Orai pelo Eminentíssimo Cardeal Gaetano Alimonda nosso venerado Metropolitano, que em momentos de trepidação para o meu coração abundou para mim em conselho e conforto.
A Igreja nos recomenda com as palavras do apóstolo que rezemos pro regibus et omnibus qui in sublimitate sunt, ut quietam et tranquillam vitam agamus (I Tm. II, 2). Orai então pelo nosso augusto Soberano, pela Família real, por todas as Autoridades; a fim de que Deus lhes conceda as luzes e as forças necessárias a quem preside ao bem público.
A caridade que vos une ao vosso Pastor já vos leia a rezar por ele; oh! queirai também elevar a Deus uma prece por aquelas pessoas queridas de cujo afeto a divina providência benignamente o circundava antes de enviá-lo entre vós; ajudai-o assim a pagar o tributo de gratidão para com aqueles dos quais se deve desapegar para ser todo vosso. Orai pelo anjo da 0ioce.se de Asti Dom José Ronco que foi para mim pai, e benfeitor amantíssimo; pelos Cônegos da Catedral que eu tive a ventura de poder chamar com o doce nome de irmãos; por todo o Clero de cuja preciosa benevolência pude sempre gozar, mesmo sem merecer; por  tantas outras pessoas diletas das quais conservo a lembrança esculpida no fundo do coração. Neste ofício de caridade vós tereis, tenho certeza, a retribuição, e a oração recíproca será para todos um meio de salvação. Oremus ad invicem, ut salvemur.
Agora concluo com a oração que deve sempre estar nos lábios do bom pastor pronto a sacrificar-se pelas amadas ovelhas: ó Senhor, ajuda-me a guardar em teu nome os filhos que me destes; dá que possa, quando me pedires conta de suas almas, responder-te com alegria: ei-los, todos os que guardei; nenhum deles se perdeu.
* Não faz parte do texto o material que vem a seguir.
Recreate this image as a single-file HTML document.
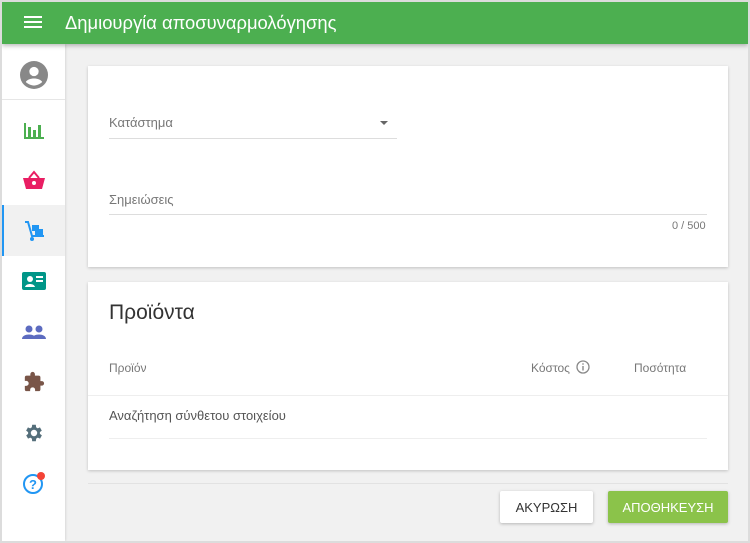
<!DOCTYPE html>
<html><head><meta charset="utf-8"><style>
*{box-sizing:border-box;margin:0;padding:0}
body{width:750px;height:543px;background:#dcdcdc;font-family:"Liberation Sans",sans-serif;position:relative;overflow:hidden}
.frame{position:absolute;left:2px;top:2px;width:746px;height:539px;background:#f1f1f1;overflow:hidden}
.top{position:absolute;left:0;top:0;width:746px;height:42px;background:#4caf50;color:#fff;box-shadow:0 2px 4px rgba(0,0,0,.25);z-index:2}
.top .t{position:absolute;left:63px;top:10px;font-size:18.4px}
.side{position:absolute;left:0;top:42px;width:63px;height:497px;background:#fff;box-shadow:1px 0 2px rgba(0,0,0,.1)}
.ic{position:absolute;left:0;width:63px;height:50px;display:flex;align-items:center;justify-content:center}
.card{position:absolute;left:86px;width:640px;background:#fff;box-shadow:0 1px 3px rgba(0,0,0,.2)}
.lbl{position:absolute;font-size:13px;color:#777}
.line{position:absolute;height:1px;background:#ddd}
.btn{position:absolute;top:489px;height:32px;font-size:13px;display:flex;align-items:center;justify-content:center;border-radius:2px;box-shadow:0 1px 3px rgba(0,0,0,.25)}
</style></head><body><div class="frame">
<div class="top">
<svg style="position:absolute;left:22px;top:13px" width="18" height="14"><rect y="1" width="18" height="2" fill="#fff"/><rect y="6" width="18" height="2" fill="#fff"/><rect y="11" width="18" height="2" fill="#fff"/></svg>
<div class="t">Δημιουργία αποσυναρμολόγησης</div></div>
<div class="side">
<div class="ic" style="top:6px;height:50px;border-bottom:1px solid #e6e6e6"><svg width="28" height="28" viewBox="0 0 24 24"><circle cx="12" cy="12" r="12" fill="#888"/><circle cx="12" cy="9" r="4" fill="#fff"/><path d="M5 18c2-4 12-4 14 0c-2 2-5 3-7 3s-5-1-7-3z" fill="#fff"/></svg></div>
<div class="ic" style="top:61px"><svg width="20" height="18"><rect x="0" y="2" width="2" height="16" fill="#4caf50"/><rect x="0" y="16" width="20" height="2" fill="#4caf50"/><rect x="4" y="6" width="3" height="10" fill="#4caf50"/><rect x="9" y="9" width="3" height="7" fill="#4caf50"/><rect x="14" y="4" width="3" height="12" fill="#4caf50"/></svg></div>
<div class="ic" style="top:111px"><svg width="22" height="20" viewBox="0 0 22 20"><path d="M6 8L11 2L16 8" stroke="#e91e63" stroke-width="2" fill="none"/><path d="M0 8h22l-3 11H3z" fill="#e91e63"/><circle cx="11" cy="13" r="2" fill="#fff"/></svg></div>
<div class="ic" style="top:161px;background:#f1f1f1;border-left:2px solid #2196f3;height:51px"><svg width="22" height="22" viewBox="0 0 22 22"><path d="M1 2h3l4 14h12" stroke="#2196f3" stroke-width="2" fill="none"/><rect x="8" y="5" width="7" height="6" fill="#2196f3"/><rect x="11" y="9" width="8" height="6" fill="#2196f3"/><circle cx="8" cy="19" r="2" fill="#2196f3"/></svg></div>
<div class="ic" style="top:212px"><svg width="24" height="18"><rect width="24" height="18" rx="2" fill="#009688"/><circle cx="8" cy="7" r="3" fill="#fff"/><path d="M3 15c1-4 9-4 10 0z" fill="#fff"/><rect x="14" y="4" width="7" height="2" fill="#fff"/><rect x="14" y="8" width="7" height="2" fill="#fff"/></svg></div>
<div class="ic" style="top:263px"><svg width="24" height="14"><circle cx="7" cy="4" r="3.5" fill="#5c6bc0"/><circle cx="17" cy="4" r="3.5" fill="#5c6bc0"/><path d="M0 14c0-6 14-6 14 0zM10 14c0-6 14-6 14 0z" fill="#5c6bc0"/></svg></div>
<div class="ic" style="top:313px"><svg width="22" height="22" viewBox="0 0 24 24"><path d="M20.5 11H19V7a2 2 0 0 0-2-2h-4V3.5a2.5 2.5 0 0 0-5 0V5H4a2 2 0 0 0-2 2v3.8h1.5a2.7 2.7 0 0 1 0 5.4H2V20a2 2 0 0 0 2 2h3.8v-1.5a2.7 2.7 0 0 1 5.4 0V22H17a2 2 0 0 0 2-2v-4h1.5a2.5 2.5 0 0 0 0-5z" fill="#795548"/></svg></div>
<div class="ic" style="top:364px"><svg width="22" height="22" viewBox="0 0 24 24"><path d="M19.4 13a7.5 7.5 0 0 0 0-2l2.1-1.6-2-3.5-2.5 1a7 7 0 0 0-1.7-1L15 3h-4l-.4 2.9a7 7 0 0 0-1.7 1l-2.5-1-2 3.5L6.6 11a7.5 7.5 0 0 0 0 2l-2.1 1.6 2 3.5 2.5-1a7 7 0 0 0 1.7 1L11 21h4l.4-2.9a7 7 0 0 0 1.7-1l2.5 1 2-3.5zM13 15.5a3.5 3.5 0 1 1 0-7 3.5 3.5 0 0 1 0 7z" fill="#546e7a" transform="translate(-1 0)"/></svg></div>
<div class="ic" style="top:414px"><svg width="26" height="26" viewBox="0 0 26 26"><circle cx="12" cy="14" r="9" stroke="#2196f3" stroke-width="2" fill="none"/><text x="12" y="19" font-size="13" font-weight="bold" fill="#2196f3" text-anchor="middle" font-family="Liberation Sans">?</text><circle cx="20" cy="6" r="4" fill="#f44336"/></svg></div>
</div>
<div class="card" style="top:64px;height:201px">
<div class="lbl" style="left:21px;top:49px">Κατάστημα</div>
<svg style="position:absolute;left:292px;top:55px" width="8" height="4"><path d="M0 0h8L4 4z" fill="#666"/></svg>
<div class="line" style="left:21px;top:72px;width:288px"></div>
<div class="lbl" style="left:21px;top:126px">Σημειώσεις</div>
<div class="line" style="left:21px;top:148px;width:598px"></div>
<div class="lbl" style="left:584px;top:154px;font-size:11px">0 / 500</div>
</div>
<div class="card" style="top:280px;height:188px">
<div style="position:absolute;left:21px;top:19px;font-size:21px;color:#333">Προϊόντα</div>
<div class="lbl" style="left:21px;top:79px;font-size:12px">Προϊόν</div>
<div class="lbl" style="left:443px;top:79px;font-size:12px">Κόστος</div>
<svg style="position:absolute;left:488px;top:78px" width="14" height="14"><circle cx="7" cy="7" r="6" stroke="#888" stroke-width="1.3" fill="none"/><rect x="6.3" y="6" width="1.4" height="4.5" fill="#888"/><rect x="6.3" y="3.3" width="1.4" height="1.4" fill="#888"/></svg>
<div class="lbl" style="left:546px;top:79px;font-size:12px">Ποσότητα</div>
<div class="line" style="left:0;top:113px;width:640px;background:#eee"></div>
<div class="lbl" style="left:21px;top:126px;color:#555">Αναζήτηση σύνθετου στοιχείου</div>
<div class="line" style="left:21px;top:156px;width:598px;background:#eee"></div>
</div>
<div class="line" style="left:86px;top:481px;width:640px;background:#e2e2e2"></div>
<div class="btn" style="left:498px;width:93px;background:#fff;color:#333">ΑΚΥΡΩΣΗ</div>
<div class="btn" style="left:606px;width:120px;background:#8bc34a;color:#fff">ΑΠΟΘΗΚΕΥΣΗ</div>
</div></body></html>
Com a confiança de que as orações recíprocas, reforçadas pela potente intercessão da Virgem Santíssima e dos nossos Santos Patronos, serão acolhidas pela bondade divina, e irão impetrar-nos toda graça desejada, dou-vos, ó Veneráveis Irmãos e Filhos Diletíssimos, a benção pastoral. Pax, et benedictio Dei Omnipotentis Patris, et Filii et Espiritus Sancti descendat super vos, et maneat semper. Amém.